A veces abandonamos las cosas que nos estorban por un creciente desapego de nuestros condicionamientos y de nuestra necesidad de usar el mundo y a la otra gente como apoyos emocionales. Habrá momentos, fugacísimos, en los que entramos en otra realidad, en el reino espiritual, trascendental, que John Main llama “el nivel de silencio”, donde vemos con asombro la luz de nuestro propio espíritu, “donde hacemos contacto con el terreno de nuestro ser” y “donde experimentamos el vacío”, y donde, según Laurence Freeman, experimentamos “paz, conciencia de la Presencia de Dios,” y donde estamos “de cara al ego desnudo”, el “ego” sin todos sus deseos desordenados y sus heridas emocionales.
Cuando entramos al silencio en esa forma profunda, se activa un modo diferente de conocer: abandonamos nuestra conciencia puramente racional, lógica y comenzamos a entender con un tipo de conocimiento intuitivo más elevado, que es directo e inmediato, al que los antiguos teólogos frecuentemente llamaban “El Ojo del Corazón.” Hemos accedido a la fuente interna de la verdad, de la sabiduría, la conciencia de Cristo en nuestro corazón.
Cuanto más entremos al silencio y a la quietud de la meditación, más clara será nuestra comprensión intuitiva. Simplemente “sabemos.” Esto se derrama en nuestra vida ordinaria y cada vez más seguimos la voz de nuestra intuición. El primer Padre del Desierto, Orígenes, fue el primero en hablar de estos sentidos internos. Él dice que hay cinco sentidos más aparte de nuestros cinco sentidos físicos comunes. El alma también tiene sus ojos, sus oídos (orejas), el sentido del gusto, del olfato y del tacto. Todo el propósito de la meditación es despertar estos sentidos. Luego, al traer la mente al corazón, nuestro ser racional ya no domina más a nuestro ser, sino que nuestro ser intuitivo, nuestro verdadero ser puede infundirse al ego, al ser racional, y los dos se van integrando lentamente. Luego somos verdaderamente un todo completo. Ahora recordamos quiénes somos realmente. La meditación nos ayuda a experimentar a Cristo como una fuerza viviente dentro de nosotros, una fuerza energizante, sanadora, transformadora, que nos guía hacia una conciencia, una plenitud y una compasión mayor.

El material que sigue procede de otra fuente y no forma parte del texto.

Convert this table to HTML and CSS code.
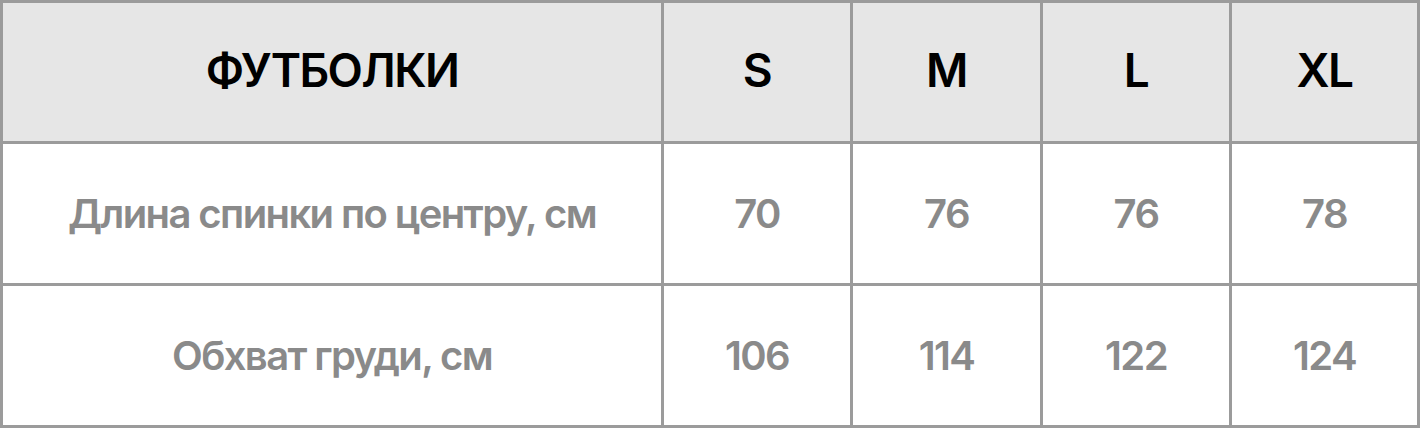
FILE: index.html
```html
<!DOCTYPE html>
<html lang="ru">
<head>
<meta charset="utf-8">
<link rel="stylesheet" href="styles.css">
</head>
<body>
<div class="sizes">
  <div class="cell head">ФУТБОЛКИ</div>
  <div class="cell head">S</div>
  <div class="cell head">M</div>
  <div class="cell head">L</div>
  <div class="cell head">XL</div>

  <div class="cell">Длина спинки по центру, см</div>
  <div class="cell">70</div>
  <div class="cell">76</div>
  <div class="cell">76</div>
  <div class="cell">78</div>

  <div class="cell">Обхват груди, см</div>
  <div class="cell">106</div>
  <div class="cell">114</div>
  <div class="cell">122</div>
  <div class="cell">124</div>
</div>
</body>
</html>
```

FILE: styles.css
```css
html, body {
  margin: 0;
  padding: 0;
  background: #ffffff;
}

.sizes {
  width: 1420px;
  height: 428px;
  box-sizing: border-box;
  display: grid;
  grid-template-columns: 658px 186px 187px 186px 185px;
  grid-template-rows: 138px 139px 139px;
  gap: 3px;
  padding: 3px;
  background: #9b9b9b;
  font-family: Inter, "Noto Sans", sans-serif;
}

.cell {
  display: flex;
  align-items: center;
  justify-content: center;
  background: #ffffff;
  color: #8a8a8a;
  font-size: 40px;
  font-weight: 600;
  letter-spacing: -1.6px;
}

.head {
  background: #e6e6e6;
  color: #000000;
  font-size: 46px;
  font-weight: 600;
  letter-spacing: -1.6px;
  padding-bottom: 5px;
  box-sizing: border-box;
}
```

Es importante recordar que esto no es algo exclusivo para una elite, es parte de nuestra naturaleza humana. Uno de los principios fundamentales de la psicología de Jung es que existe un impulso intrínseco dentro de la psique de toda la gente, hacia la plenitud y la integración, lo que también dice San Agustín: Todo el propósito de esta vida es restaurar la salud, el ojo del corazón, por el cual Dios puede ser visto.